_nico_ wrote:
Hello everyone,
I'm trying to use mle from package stats4 to fit a bi/multi-modal
distribution to some data, but I have some problems with it.
Here's what I'm doing (for a bimodal distribution):
# Build some fake binormally distributed data, the procedure fails also with
real data, so the problem isn't here
data = c(rnorm(1000, 3, 0.5), rnorm(500, 5, 0.3))

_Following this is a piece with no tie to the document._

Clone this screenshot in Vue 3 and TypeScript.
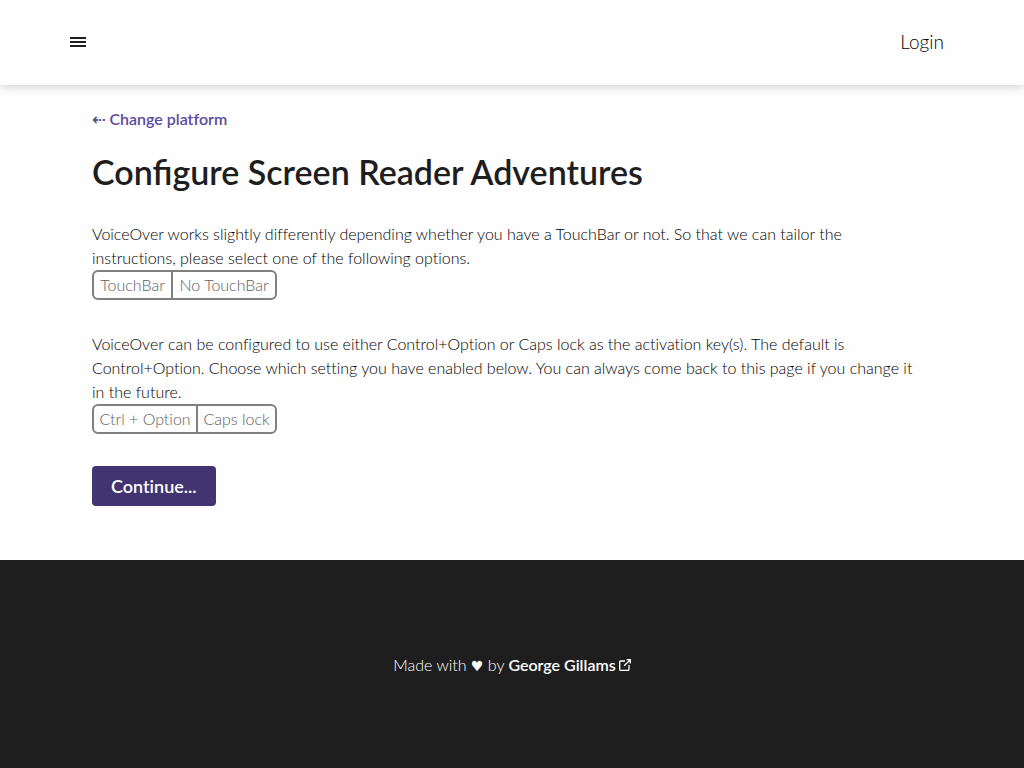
<script setup lang="ts">
import { ref } from 'vue'

interface Question {
  name: string
  text: string
  options: string[]
}

const questions: Question[] = [
  {
    name: 'touchbar',
    text: 'VoiceOver works slightly differently depending whether you have a TouchBar or not. So that we can tailor the instructions, please select one of the following options.',
    options: ['TouchBar', 'No TouchBar'],
  },
  {
    name: 'activation',
    text: 'VoiceOver can be configured to use either Control+Option or Caps lock as the activation key(s). The default is Control+Option. Choose which setting you have enabled below. You can always come back to this page if you change it in the future.',
    options: ['Ctrl + Option', 'Caps lock'],
  },
]

const answers = ref<Record<string, string>>({})
</script>

<template>
  <div class="page">
    <header class="header">
      <button class="menu" type="button" aria-label="Menu">
        <svg width="16" height="10" viewBox="0 0 16 10" aria-hidden="true">
          <path d="M0 0h16v2H0zM0 4h16v2H0zM0 8h16v2H0z" fill="currentColor" />
        </svg>
      </button>
      <a class="login" href="#login">Login</a>
    </header>

    <main class="main">
      <a class="back" href="#platform"><span class="arrow">⇠</span> Change platform</a>
      <h1>Configure Screen Reader Adventures</h1>
      <fieldset v-for="q in questions" :key="q.name" class="question">
        <legend>{{ q.text }}</legend>
        <div class="toggle">
          <label v-for="option in q.options" :key="option" class="option">
            <input v-model="answers[q.name]" type="radio" :name="q.name" :value="option" />
            <span>{{ option }}</span>
          </label>
        </div>
      </fieldset>
      <button class="continue" type="button">Continue...</button>
    </main>

    <footer class="footer">
      <p>
        Made with <span class="heart">♥</span> by
        <a href="#george">George Gillams<svg width="12" height="12" viewBox="0 0 12 12" aria-hidden="true">
          <path d="M6 2H1.5Q.7 2 .7 2.8V10.5Q.7 11.3 1.5 11.3H9.2Q10 11.3 10 10.5V6M7.5.7h3.8v3.8M11 1L5.2 6.8" fill="none" stroke="currentColor" stroke-width="1.3" />
        </svg></a>
      </p>
    </footer>
  </div>
</template>

<style>
body {
  margin: 0;
  background: #fefefe;
}
</style>

<style scoped>
.page {
  display: flex;
  flex-direction: column;
  min-height: 100vh;
  color: #1e1e1e;
  font: 300 16px/24px Lato, "Open Sans", sans-serif;
  font-variant-ligatures: none;
}
.header {
  display: flex;
  align-items: center;
  justify-content: space-between;
  box-sizing: border-box;
  height: 85px;
  padding: 0 80px 2px 62px;
  background: #fefefe;
  box-shadow: 0 0 10px rgba(0, 0, 0, 0.25);
}
.menu {
  display: flex;
  padding: 8px;
  border: 0;
  background: none;
  color: inherit;
}
.login {
  color: #000;
  font-size: 19px;
  text-decoration: none;
}
.main {
  box-sizing: border-box;
  width: 100%;
  max-width: 888px;
  margin: 0 auto;
  padding: 22px 24px 54px;
}
.back {
  display: block;
  color: #5b4a9d;
  font-weight: 600;
  text-decoration: none;
}
.arrow {
  font-family: "DejaVu Sans", sans-serif;
  font-weight: 700;
}
h1 {
  margin: 16px 0 26px;
  font-size: 34px;
  line-height: 48px;
  font-weight: 600;
  font-variant-ligatures: normal;
}
.question {
  min-width: 0;
  margin: 0 0 32px;
  padding: 0;
  border: 0;
}
legend {
  padding: 0 10px 0 0;
  color: #000;
}
.toggle {
  display: flex;
  box-sizing: border-box;
  width: 185px;
  height: 30px;
  border: 2px solid #808080;
  border-radius: 6px;
  color: #606060;
  line-height: 26px;
}
.option {
  position: relative;
  flex: 1 0 auto;
  text-align: center;
}
.option + .option {
  border-left: 2px solid #808080;
}
.option input {
  position: absolute;
  inset: 0;
  margin: 0;
  opacity: 0;
}
.continue {
  display: block;
  height: 40px;
  padding: 0 19px;
  border: 0;
  border-radius: 4px;
  background: #413471;
  color: #fff;
  font: 600 18px/38px Lato, "Open Sans", sans-serif;
  font-variant-ligatures: none;
}
.footer {
  flex: 1;
  display: flex;
  align-items: center;
  justify-content: center;
  background: #1e1e1e;
  color: #fff;
}
.footer p {
  margin: 2px 0 0;
}
.footer a {
  color: inherit;
  font-weight: 600;
  text-decoration: none;
}
.footer svg {
  margin-left: 3px;
}
.heart {
  font-family: "DejaVu Sans", sans-serif;
  font-size: 14px;
  font-weight: 400;
}
</style>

# Just to check it's bimodal
plot(density(data))
f = function(m, s, m2, s2, w)
{
-log( sum(w*dnorm(data, mean=m, sd=s)) + sum((1-w)*dnorm(data, mean=m2,
sd=s2)) )
}
res = mle(f, start=list("m"=3, "s"=0.5, "m2"=5, "s2"=0.35, "w"=0.6))
This gives an error:
Error in optim(start, f, method = method, hessian = TRUE, ...) :
non-finite finite-difference value [2]
In addition: There were 50 or more warnings (use warnings() to see the first
50)
And the warnings are about dnorm producing NaNs
So, my questions are:
1) What does "non-finite finite-difference value" mean? My guess would be
that an Inf was passed somewhere where a finite number was expected...? I'm
not sure how optim works though...
2) Is the log likelihood function I wrote correct? Can I use the same type
of function for 3 modes?
I think it is correct but it is difficult to fit as others have pointed out.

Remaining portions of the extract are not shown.